Opinión
La voz de su amo
De Óscar Puente, como ministro de España, es lícito esperar un lenguaje y unos contenidos un poco más civilizados
Hace ya semanas me dejé decir que, debido a su retórica atolondrada, el ministro Óscar Puente nos iba a dar grandes tardes de risa y combustible a los satíricos. Me complace comprobar que, pensando siempre en el bien y la alegría del prójimo, se esfuerza al máximo en no defraudarnos. Él ministro de transportes ha llamado a su jefe «el puto amo» y ha salido en tromba a justificar, como si fuera un éxito y una cosa normalísima, que su líder esté desatado escribiendo cartas histriónicas a todo aquel que se le ponga por delante: ahora la ciudadanía, luego la militancia. En tales cartas, su superior inmediato se empeña en hablar de una supuesta «regeneración democrática» que todavía no ha sido capaz de precisar.
Partamos de la base, para empezar, que esto de la democracia consiste básicamente en no tener amos, no sé si lo ha pensado el ministro. La democracia surgió precisamente para emanciparse de ese tipo de abusivas relaciones de poder. El invento de la democracia corresponde al anhelo de unas gentes razonables de tener una distribución igualitaria de la justicia y un libre disfrute de la individualidad. No comentaré el adjetivo que acompaña la definición del amo. Solo decir que, de un ministro del gobierno de España, es lícito esperar un lenguaje y unos contenidos un poco más civilizados. No sirve tampoco la coartada de pretender usar un lenguaje juvenil y moderno, porque no hay nada más patético que un señor madurito usando expresiones ya rancias para querer pasar por joven, quedando como un rústico. Se ve a simple vista que la riqueza léxica no es el principal atributo del ministro y que no frecuenta mucho el diccionario.
Pero lo realmente inquietante, de cara a confiar en la posible cordura de nuestro ministro, son las razones por las que asegura indiscutible la condición de amo del mundo para su jefe. Afirma que, en Europa y el globo entero, supera de largo el prestigio que hace años tuvo Felipe González. Y lo dice justo cuando su querido amo vuelve de una gira fracasada por Europa donde aspiraba a convencer a todos a reconocer al estado palestino y solo le han querido escuchar Malta e Irlanda, aparte de recibir un rapapolvo impresionante del Financial Times, que le considera un oportunista anecdótico y bilioso. Si la regeneración democrática va a basarse en la urgente y necesaria interdicción de que nuestros gobernantes dejen de consumir cualquier posible estupefaciente que les provoque una percepción alterada de la realidad, ya le puedo asegurar al ministro que esa iniciativa contará con todo mi apoyo.

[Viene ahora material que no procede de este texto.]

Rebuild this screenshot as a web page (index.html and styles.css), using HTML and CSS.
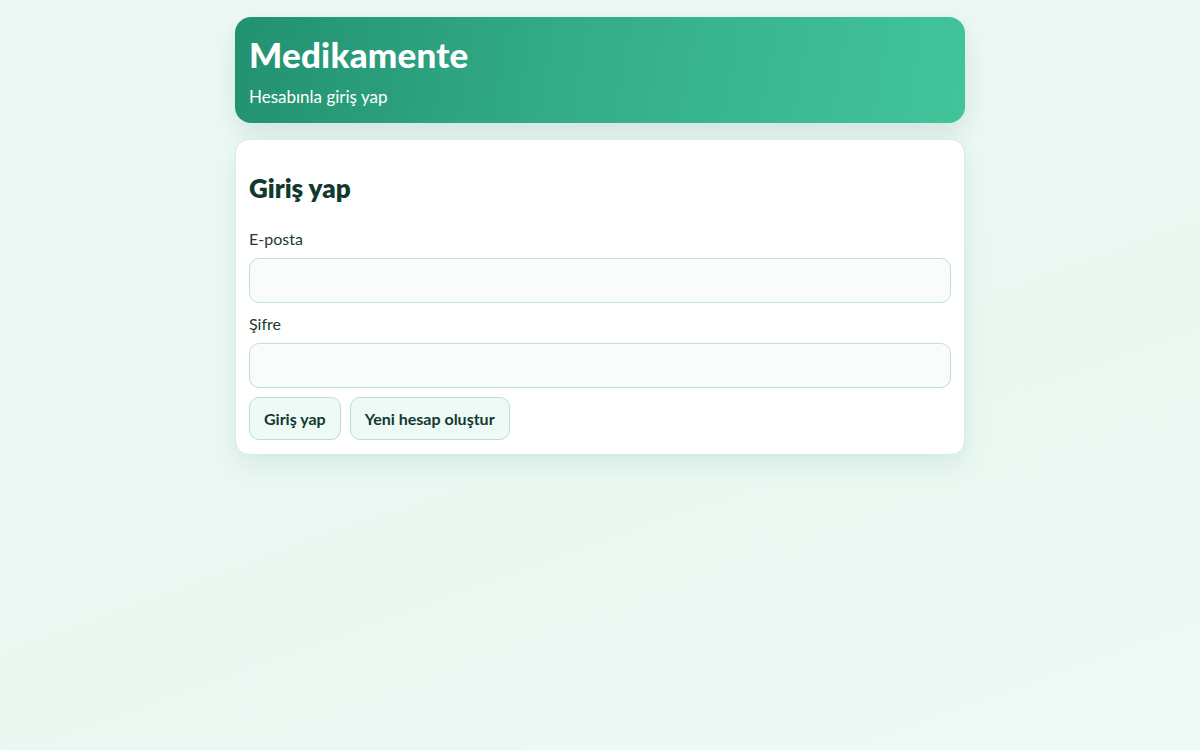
FILE: index.html
```html
<!DOCTYPE html>
<html lang="tr">
<head>
<meta charset="utf-8">
<title>Medikamente</title>
<link rel="stylesheet" href="styles.css">
</head>
<body>
<main class="wrap">
  <header class="hero">
    <h1 class="hero-title">Medikamente</h1>
    <p class="hero-sub">Hesabınla giriş yap</p>
  </header>
  <section class="card">
    <h2 class="card-title">Giriş yap</h2>
    <form class="form">
      <label class="label" for="email">E-posta</label>
      <input class="input" id="email" type="email">
      <label class="label" for="pw">Şifre</label>
      <input class="input" id="pw" type="password">
      <div class="actions">
        <button class="btn" type="button">Giriş yap</button>
        <button class="btn" type="button">Yeni hesap oluştur</button>
      </div>
    </form>
  </section>
</main>
</body>
</html>
```
FILE: styles.css
```css
* { box-sizing: border-box; }
html, body { height: 100%; }
body {
  margin: 0;
  font-family: Lato, "Noto Sans", sans-serif;
  color: #17382f;
  background: linear-gradient(160deg, #eef9f6 0%, #ebf8f2 60%, #eefaf5 100%);
}
.wrap {
  width: 730px;
  margin: 17px auto 0;
  display: flex;
  flex-direction: column;
  gap: 16px;
}
.hero {
  border-radius: 16px;
  padding: 18px 14px 15px;
  color: #fff;
  background: linear-gradient(100deg, #22916f 0%, #33ac88 45%, #42c49b 100%);
  box-shadow: 0 10px 26px rgba(30, 110, 85, 0.14);
}
.hero-title {
  margin: 0;
  font-size: 35px;
  line-height: 38px;
  font-weight: 900;
  letter-spacing: 0.2px;
}
.hero-sub {
  margin: 13px 0 0;
  font-size: 17px;
  line-height: 22px;
}
.card {
  background: #fff;
  border: 1px solid #d6ebe4;
  border-radius: 14px;
  padding: 13px 13px 14px;
  box-shadow: 0 10px 26px rgba(30, 110, 85, 0.10);
}
.card-title {
  margin: 20px 0 0;
  font-size: 26px;
  line-height: 30px;
  font-weight: 800;
  color: #0f3a2d;
}
.form {
  display: flex;
  flex-direction: column;
  margin-top: 26px;
}
.label {
  font-size: 16px;
  line-height: 20px;
  color: #1d3a31;
}
.input {
  margin-top: 9px;
  height: 45px;
  border: 1px solid #bfe0d6;
  border-radius: 10px;
  background: #f9fcfb;
  font: inherit;
}
.input + .label { margin-top: 11px; }
.actions {
  display: flex;
  gap: 9px;
  margin-top: 9px;
}
.btn {
  height: 43px;
  padding: 0 14px;
  border: 1px solid #b9e0d3;
  border-radius: 10px;
  background: #eefaf5;
  color: #12392e;
  font-family: inherit;
  font-size: 16px;
  font-weight: 700;
}
```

Quede claro que no pido su ilegalización, sino solo que los políticos con mando en plaza se abstengan de su consumo.
Es curiosa la obsesión del gobierno actual con Felipe González, su complejo de inferioridad con respecto a aquel PSOE que cambió España. En lugar de usar esa memoria como un activo, sus ministros se dedican a socavarla todo lo que pueden, quizá porque piensan que con la comparación salen perdiendo. Aquel fue un PSOE con estructura garantista, mandos intermedios, poder repartido y espacio deliberativo. Así pudo gobernar con éxito España y tener prestigio en Europa. Nombres como el de Javier Solana, Josep Borrell, Jorge Semprún, Almunia, Solbes, Rubalcaba, etc., tenían estatus de figuras cultas, sobrias, respetadas, con los que se podía estar de acuerdo o no, pero de cuya competencia y capacidad no cabía duda.
¿Qué es lo que tenemos ahora? Ignoro la capacidad de trabajo de las figuras actuales, pero sus perfiles son lamentables. María Jesús Montero habla con una dicción atropellada, como la señora esa de la cola del mercado que siempre anda mal de los nervios y no se toma la medicación. Bolaños, cada vez que quiere posar de intelectual humanitario y razonable, termina pareciendo un pisaverde. De la rusticidad general de Puente ya hemos hablado: baste decir que simplemente le parece un prodigio y una maravilla que alguien hable inglés.
Si se me reprocha que personalizo, solo puedo responder que ha sido el presidente quien ha convertido lo personal en una cuestión política. Pero resulta evidente que la democracia no se regenerará con este -tan entrañable como risible- material humano.